成功するはずがないと直感的にわかっていても、投資家のために最後まで頑張り続ける義務を感じることもあるかもしれません。事業を断念し、残った資金を出資者に返す、もしくは最小限の利益で会社を売却するなどの決断を下したら、投資家からの評価が下がるのではないかと恐れてしまうのです。見損なったと思われ、もう2度と出資してくれないのでないかと心配になるかもしれません。
しかし、こうした懸念とは裏腹に、投資家は実際は違った見方をしていることも多いのです。先がないスタートアップに出資金を使い切られるのは、投資家にとってもデメリットでしかありません。ですが一部でも返ってくれば、状況をよく理解し、たとえ難しい決断でも堅実で正しい道が選べる起業家だと評価されるでしょう。

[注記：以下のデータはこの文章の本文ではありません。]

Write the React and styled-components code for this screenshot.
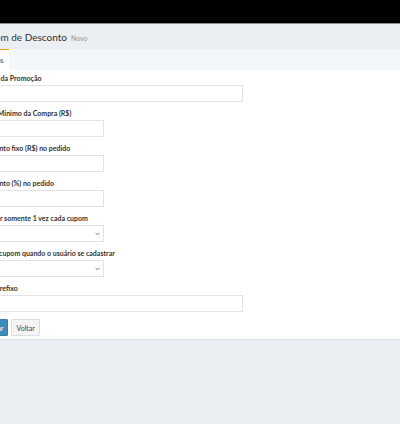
import React from "react";
import styled, { createGlobalStyle } from "styled-components";

const Global = createGlobalStyle`
  html, body { margin: 0; padding: 0; }
  body {
    background: #ebeef2;
    font-family: "Lato", "Open Sans", sans-serif;
    color: #333;
    overflow: hidden;
  }
  * { box-sizing: border-box; }
`;

const TopBar = styled.div`
  height: 24px;
  background: #000;
  border-bottom: 1px solid #8a8a8a;
`;

const Main = styled.div`
  margin-left: -30px;
  width: calc(100% + 30px);
`;

const Header = styled.div`
  height: 25px;
  display: flex;
  align-items: center;
  gap: 4px;
  padding-left: 7px;
  background: #ebeef2;
`;

const Title = styled.h1`
  margin: 0;
  font-size: 10px;
  font-weight: 400;
  color: #333;
`;

const Small = styled.span`
  font-size: 7px;
  color: #999;
  padding-top: 2px;
`;

const Tabs = styled.div`
  height: 21px;
  display: flex;
  padding-left: 9px;
  background: #f4f7fa;
`;

const Tab = styled.div`
  display: flex;
  align-items: center;
  padding: 0 5px;
  font-size: 7px;
  color: #444;
  background: ${(p) => (p.$active ? "#fff" : "transparent")};
  border-top: 1px solid ${(p) => (p.$active ? "#f39c12" : "transparent")};
`;

const Form = styled.form`
  background: #fff;
  padding: 3px 10px 3px;
  border-bottom: 1px solid #dde1e6;
`;

const Group = styled.div`
  margin-bottom: 6px;
`;

const Label = styled.label`
  display: block;
  height: 10px;
  line-height: 10px;
  font-size: 7px;
  font-weight: 700;
  color: #333;
  margin-bottom: 2px;
  white-space: nowrap;
`;

const Input = styled.input`
  display: block;
  width: ${(p) => (p.$wide ? "263px" : "124px")};
  height: 17px;
  border: 1px solid #e3e3e3;
  background: #fff;
  padding: 0 4px;
  font-size: 7px;
  outline: none;
`;

const SelectWrap = styled.div`
  position: relative;
  width: 124px;
  height: 17px;
  border: 1px solid #e3e3e3;
  background: #fff;
`;

const Chevron = styled.svg`
  position: absolute;
  right: 3px;
  top: 6px;
`;

const Buttons = styled.div`
  display: flex;
  gap: 3px;
  margin-top: 7px;
`;

const Button = styled.button`
  height: 17px;
  padding: 0 4px;
  font-family: inherit;
  font-size: 7px;
  border-radius: 1px;
  cursor: pointer;
  color: ${(p) => (p.$primary ? "#fff" : "#444")};
  background: ${(p) => (p.$primary ? "#3c8dbc" : "#f4f4f4")};
  border: 1px solid ${(p) => (p.$primary ? "#367fa9" : "#ddd")};
`;

function Select() {
  return (
    <SelectWrap>
      <Chevron width="5" height="4" viewBox="0 0 5 4">
        <path d="M0.5 0.8 L2.5 2.8 L4.5 0.8" fill="none" stroke="#666" strokeWidth="0.9" />
      </Chevron>
    </SelectWrap>
  );
}

export default function App() {
  return (
    <>
      <Global />
      <TopBar />
      <Main>
        <Header>
          <Title>Cupom de Desconto</Title>
          <Small>Novo</Small>
        </Header>
        <Tabs>
          <Tab $active>Dados</Tab>
        </Tabs>
        <Form onSubmit={(e) => e.preventDefault()}>
          <Group>
            <Label>Nome da Promoção</Label>
            <Input $wide />
          </Group>
          <Group>
            <Label>Valor Mínimo da Compra (R$)</Label>
            <Input />
          </Group>
          <Group>
            <Label>Desconto fixo (R$) no pedido</Label>
            <Input />
          </Group>
          <Group>
            <Label>Desconto (%) no pedido</Label>
            <Input />
          </Group>
          <Group>
            <Label>Utilizar somente 1 vez cada cupom</Label>
            <Select />
          </Group>
          <Group>
            <Label>Gerar cupom quando o usuário se cadastrar</Label>
            <Select />
          </Group>
          <Group>
            <Label>Usar prefixo</Label>
            <Input $wide />
          </Group>
          <Buttons>
            <Button $primary>Salvar</Button>
            <Button type="button">Voltar</Button>
          </Buttons>
        </Form>
      </Main>
    </>
  );
}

それができるのは、会社の期待値に対する理解力や、環境変化への対応力が高い証拠でもあります。
実際、それらの能力は投資家から高く評価されます。今後も機会があればまた協力したいと印象付けられる可能性も上がるでしょう。Conway氏も、資金を返すことは将来的な出資の可能性をむしろ上げると強調しています。
私自身もConway氏の意見におおむね同意します。アメリカ人的な考えなのかもしれませんが、起業家も社員たちも、先がないとわかっている状況でスタートアップならではの「ハードシングス」を続ける必要は全くないと考えています。それよりも、その時間をもっと実りのある取り組みに使うべきです。
スタートアップの成功にグリットが不可欠なのは疑いようがありません。大変だからとすぐ音を上げてしまうようでは、成功を掴めるはずがないのです。しかし、事業が思っていたようにうまくいかないときには、「知的誠実さ」をもって対処したほうが全員のためになるでしょう。Annie Dukeの本では、その具体的な方法の1つとして「打ち切り基準」を決めておくことを勧めています。例えば、プロジェクトを打ち切ったり、これまでの考えを変えたり、不採算事業に見切りつけるための判断基準のことです。認知バイアスを排除して合理的にその都度判断できるように、自分のビジネスならどのような基準やタイムスパンで考えるべきか決めておくと良いでしょう。
自らの状況と重ねながら、この記事を読んでいる起業家もいらっしゃるかもしれません。そんな方にCoralが伝えたいのは、事業が期待通りに進まない場合があることを私たちはよく理解しているということです。そもそもVCというビジネスは、将来的に並外れたリターンを生み出す一握りのスタートアップを見つけるために、リスクが高いことを承知で投資しているのです。残念ながら突き抜けた結果は望めないとわかったスタートアップとは、その考えを率直に共有するようにしています。そして、結果的に売却や解散が終着点であったとしても、全員にとって最善となる結論を一緒に探します。
売却した場合、Coralが期待していたような巨大なリターンは得られないかもしれません。しかし、起業家や社員たちの何年にもわたる努力に対し、ある程度の見返りとなる報酬を用意することができます。また、少なくともイグジットまでやり切ったという実績や、それぞれが新しい道に挑戦できるようになるなどの良い面もあります。M&Aが現実的な選択肢ではない場合、Coralの投資先企業の中から起業家や社員たちの新たなキャリアパスを探すこともできます。必ずなにか良い道が見つかるはずです。そして人生の時間や労力を、より有意義な目標のために使えるようになるでしょう。